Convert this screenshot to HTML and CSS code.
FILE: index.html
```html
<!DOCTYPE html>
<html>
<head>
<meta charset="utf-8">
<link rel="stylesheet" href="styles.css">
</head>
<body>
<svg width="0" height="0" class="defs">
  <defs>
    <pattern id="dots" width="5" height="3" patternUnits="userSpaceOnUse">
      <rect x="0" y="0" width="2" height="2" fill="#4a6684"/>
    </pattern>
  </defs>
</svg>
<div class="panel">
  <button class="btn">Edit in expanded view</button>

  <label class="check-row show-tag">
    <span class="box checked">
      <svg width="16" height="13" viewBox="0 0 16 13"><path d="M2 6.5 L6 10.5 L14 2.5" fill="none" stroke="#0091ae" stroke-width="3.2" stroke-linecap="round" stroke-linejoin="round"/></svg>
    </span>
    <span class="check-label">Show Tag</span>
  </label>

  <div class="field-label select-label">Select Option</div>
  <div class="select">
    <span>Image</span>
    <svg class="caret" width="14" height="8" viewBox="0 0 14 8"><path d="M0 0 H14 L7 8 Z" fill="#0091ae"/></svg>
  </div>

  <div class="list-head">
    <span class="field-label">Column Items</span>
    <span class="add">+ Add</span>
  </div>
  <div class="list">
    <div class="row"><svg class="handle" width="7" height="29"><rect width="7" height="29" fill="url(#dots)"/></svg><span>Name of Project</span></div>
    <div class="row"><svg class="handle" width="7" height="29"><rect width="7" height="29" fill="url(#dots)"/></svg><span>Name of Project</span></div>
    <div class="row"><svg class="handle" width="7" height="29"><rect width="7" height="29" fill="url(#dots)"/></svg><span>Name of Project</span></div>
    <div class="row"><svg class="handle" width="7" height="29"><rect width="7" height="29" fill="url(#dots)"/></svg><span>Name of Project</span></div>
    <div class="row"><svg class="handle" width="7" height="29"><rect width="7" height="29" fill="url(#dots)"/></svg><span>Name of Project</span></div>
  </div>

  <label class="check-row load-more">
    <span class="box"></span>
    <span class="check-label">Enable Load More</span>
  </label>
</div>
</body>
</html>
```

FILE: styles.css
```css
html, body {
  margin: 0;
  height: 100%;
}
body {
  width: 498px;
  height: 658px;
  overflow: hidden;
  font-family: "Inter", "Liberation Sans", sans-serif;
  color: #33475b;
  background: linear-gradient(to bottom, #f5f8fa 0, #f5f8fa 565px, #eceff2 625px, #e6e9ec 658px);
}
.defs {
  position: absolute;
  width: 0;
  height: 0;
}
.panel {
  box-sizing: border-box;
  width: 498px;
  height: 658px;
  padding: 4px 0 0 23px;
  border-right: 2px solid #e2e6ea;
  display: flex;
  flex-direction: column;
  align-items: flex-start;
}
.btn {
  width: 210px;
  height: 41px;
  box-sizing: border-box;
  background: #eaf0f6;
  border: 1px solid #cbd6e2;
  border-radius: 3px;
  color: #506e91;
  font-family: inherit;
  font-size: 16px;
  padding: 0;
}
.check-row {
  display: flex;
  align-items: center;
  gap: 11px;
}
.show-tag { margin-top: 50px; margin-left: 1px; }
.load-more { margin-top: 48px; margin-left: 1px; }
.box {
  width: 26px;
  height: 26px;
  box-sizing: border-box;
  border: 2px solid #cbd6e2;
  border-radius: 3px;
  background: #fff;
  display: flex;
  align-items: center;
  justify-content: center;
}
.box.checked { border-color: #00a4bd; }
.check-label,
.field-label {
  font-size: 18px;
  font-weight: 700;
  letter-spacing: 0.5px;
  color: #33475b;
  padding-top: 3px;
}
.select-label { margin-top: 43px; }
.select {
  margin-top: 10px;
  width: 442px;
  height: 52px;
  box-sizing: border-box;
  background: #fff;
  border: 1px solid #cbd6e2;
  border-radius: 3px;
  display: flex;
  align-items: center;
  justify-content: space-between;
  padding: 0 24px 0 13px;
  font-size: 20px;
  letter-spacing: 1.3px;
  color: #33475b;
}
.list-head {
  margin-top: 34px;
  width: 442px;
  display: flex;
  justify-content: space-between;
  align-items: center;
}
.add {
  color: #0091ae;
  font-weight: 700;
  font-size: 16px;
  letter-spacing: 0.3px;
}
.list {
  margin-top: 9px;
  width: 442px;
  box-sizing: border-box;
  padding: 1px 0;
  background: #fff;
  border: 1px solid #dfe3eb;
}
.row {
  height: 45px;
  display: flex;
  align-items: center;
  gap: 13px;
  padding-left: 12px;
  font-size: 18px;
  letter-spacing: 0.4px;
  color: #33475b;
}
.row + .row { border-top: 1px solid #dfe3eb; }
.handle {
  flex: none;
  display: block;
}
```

-=-=-=-=-

EXERCISE DETAILS: Quote the listing in full, please, keeping every line exact.

CORRECT RESULT:
Convert this screenshot to HTML and CSS code.
FILE: index.html
```html
<!DOCTYPE html>
<html>
<head>
<meta charset="utf-8">
<link rel="stylesheet" href="styles.css">
</head>
<body>
<svg width="0" height="0" class="defs">
  <defs>
    <pattern id="dots" width="5" height="3" patternUnits="userSpaceOnUse">
      <rect x="0" y="0" width="2" height="2" fill="#4a6684"/>
    </pattern>
  </defs>
</svg>
<div class="panel">
  <button class="btn">Edit in expanded view</button>

  <label class="check-row show-tag">
    <span class="box checked">
      <svg width="16" height="13" viewBox="0 0 16 13"><path d="M2 6.5 L6 10.5 L14 2.5" fill="none" stroke="#0091ae" stroke-width="3.2" stroke-linecap="round" stroke-linejoin="round"/></svg>
    </span>
    <span class="check-label">Show Tag</span>
  </label>

  <div class="field-label select-label">Select Option</div>
  <div class="select">
    <span>Image</span>
    <svg class="caret" width="14" height="8" viewBox="0 0 14 8"><path d="M0 0 H14 L7 8 Z" fill="#0091ae"/></svg>
  </div>

  <div class="list-head">
    <span class="field-label">Column Items</span>
    <span class="add">+ Add</span>
  </div>
  <div class="list">
    <div class="row"><svg class="handle" width="7" height="29"><rect width="7" height="29" fill="url(#dots)"/></svg><span>Name of Project</span></div>
    <div class="row"><svg class="handle" width="7" height="29"><rect width="7" height="29" fill="url(#dots)"/></svg><span>Name of Project</span></div>
    <div class="row"><svg class="handle" width="7" height="29"><rect width="7" height="29" fill="url(#dots)"/></svg><span>Name of Project</span></div>
    <div class="row"><svg class="handle" width="7" height="29"><rect width="7" height="29" fill="url(#dots)"/></svg><span>Name of Project</span></div>
    <div class="row"><svg class="handle" width="7" height="29"><rect width="7" height="29" fill="url(#dots)"/></svg><span>Name of Project</span></div>
  </div>

  <label class="check-row load-more">
    <span class="box"></span>
    <span class="check-label">Enable Load More</span>
  </label>
</div>
</body>
</html>
```

FILE: styles.css
```css
html, body {
  margin: 0;
  height: 100%;
}
body {
  width: 498px;
  height: 658px;
  overflow: hidden;
  font-family: "Inter", "Liberation Sans", sans-serif;
  color: #33475b;
  background: linear-gradient(to bottom, #f5f8fa 0, #f5f8fa 565px, #eceff2 625px, #e6e9ec 658px);
}
.defs {
  position: absolute;
  width: 0;
  height: 0;
}
.panel {
  box-sizing: border-box;
  width: 498px;
  height: 658px;
  padding: 4px 0 0 23px;
  border-right: 2px solid #e2e6ea;
  display: flex;
  flex-direction: column;
  align-items: flex-start;
}
.btn {
  width: 210px;
  height: 41px;
  box-sizing: border-box;
  background: #eaf0f6;
  border: 1px solid #cbd6e2;
  border-radius: 3px;
  color: #506e91;
  font-family: inherit;
  font-size: 16px;
  padding: 0;
}
.check-row {
  display: flex;
  align-items: center;
  gap: 11px;
}
.show-tag { margin-top: 50px; margin-left: 1px; }
.load-more { margin-top: 48px; margin-left: 1px; }
.box {
  width: 26px;
  height: 26px;
  box-sizing: border-box;
  border: 2px solid #cbd6e2;
  border-radius: 3px;
  background: #fff;
  display: flex;
  align-items: center;
  justify-content: center;
}
.box.checked { border-color: #00a4bd; }
.check-label,
.field-label {
  font-size: 18px;
  font-weight: 700;
  letter-spacing: 0.5px;
  color: #33475b;
  padding-top: 3px;
}
.select-label { margin-top: 43px; }
.select {
  margin-top: 10px;
  width: 442px;
  height: 52px;
  box-sizing: border-box;
  background: #fff;
  border: 1px solid #cbd6e2;
  border-radius: 3px;
  display: flex;
  align-items: center;
  justify-content: space-between;
  padding: 0 24px 0 13px;
  font-size: 20px;
  letter-spacing: 1.3px;
  color: #33475b;
}
.list-head {
  margin-top: 34px;
  width: 442px;
  display: flex;
  justify-content: space-between;
  align-items: center;
}
.add {
  color: #0091ae;
  font-weight: 700;
  font-size: 16px;
  letter-spacing: 0.3px;
}
.list {
  margin-top: 9px;
  width: 442px;
  box-sizing: border-box;
  padding: 1px 0;
  background: #fff;
  border: 1px solid #dfe3eb;
}
.row {
  height: 45px;
  display: flex;
  align-items: center;
  gap: 13px;
  padding-left: 12px;
  font-size: 18px;
  letter-spacing: 0.4px;
  color: #33475b;
}
.row + .row { border-top: 1px solid #dfe3eb; }
.handle {
  flex: none;
  display: block;
}
```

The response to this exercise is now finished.